CERTO: “Isso mesmo, filho. Que FLOR linda!”

Perceba que o raciocínio é o mesmo do bilinguismo. Vamos ver em outra situação.

Olha, mamãe, uma plower amarela.”

ERRADO 1: “Não, filho. FLOWER é em inglês. Comigo você precisa falar FLOR, em português.”
ERRADO 2: “Isso mesmo, filho. Que FLOWER linda!”

CERTO 1: “Isso mesmo, filho. Que FLOR linda!”
CERTO 2: “That’s right, my son. What a pretty FLOWER!”

Espero ter ajudado e aliviado algumas preocupações.

Um grande abraço,


quarta-feira, 17 de dezembro de 2014

Um tanto quanto "of-perente"

Existem palavras que só pais de crianças bilíngues conhecem.
Hoje, vou apresentar três pérolas que a Yuna soltou:

"Daddy, it's not come-outting."

"Mamãe, eu também quero smellar." (cheirar + smell)

Mas, a mais engraçada demorou para que nós compreendêssemos.

"Of perente"

Quebramos a cabeça tentando entender o que seria isso. Pelo contexto, vimos que ela queria dizer "different". Mas de onde havia surgido essa construção?! rsrs

Um dia, percebi que ela faz uma leve pausa ao falar diferente. Ela fala "di-perente".
Nós somos paulistas, então pronunciamos o 'e' como 'i' em muitas palavras.
Nós falamos "verdadi" no lugar de "verdade". "Telefoni" no lugar de "telefone".
E falamos "di" no lugar de "de".
Então, nós falamos "Eu ti amo di verdadi."

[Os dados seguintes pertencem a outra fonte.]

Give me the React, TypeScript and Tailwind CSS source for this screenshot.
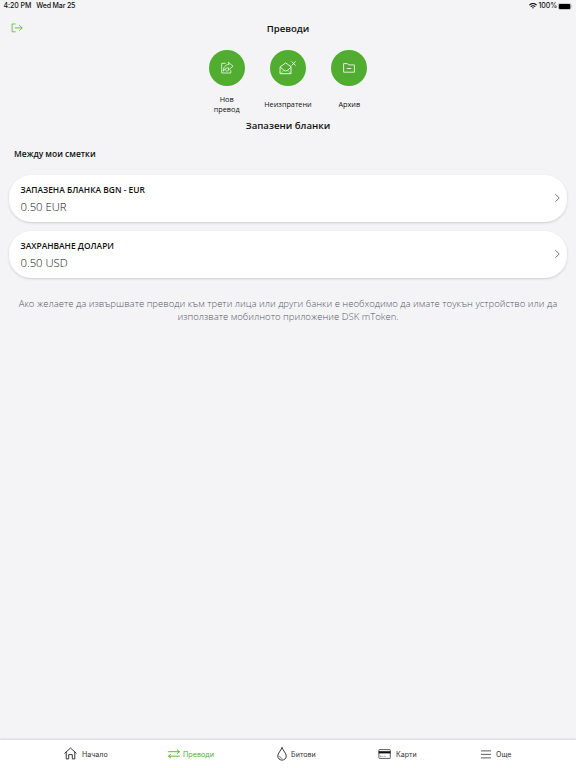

Aí entendemos! Ela achou que diferente era igual a "di ferente", ou seja, "de ferente", como se "ferente" fosse um adjetivo como "de verdade" ou "de mentira".
Ela então traduziu o "de" para "of", e manteve o resto da palavra intacta.

Devo dizer que o resultado ficou lindo, fofo e super "OF-PERENTE".

E vocês, já precisaram virar verdadeiros Sherlocks para desvendar a lógica usada pelos seus pequenos?


terça-feira, 16 de dezembro de 2014

Blog

Inauguro esse espaço para passar um pouco o dia-a-dia de como está sendo essa nova aventura de criar filhos bilíngues. Basicamente, este espaço será destinado a pérolas, dicas, curiosidades e relatos pessoais.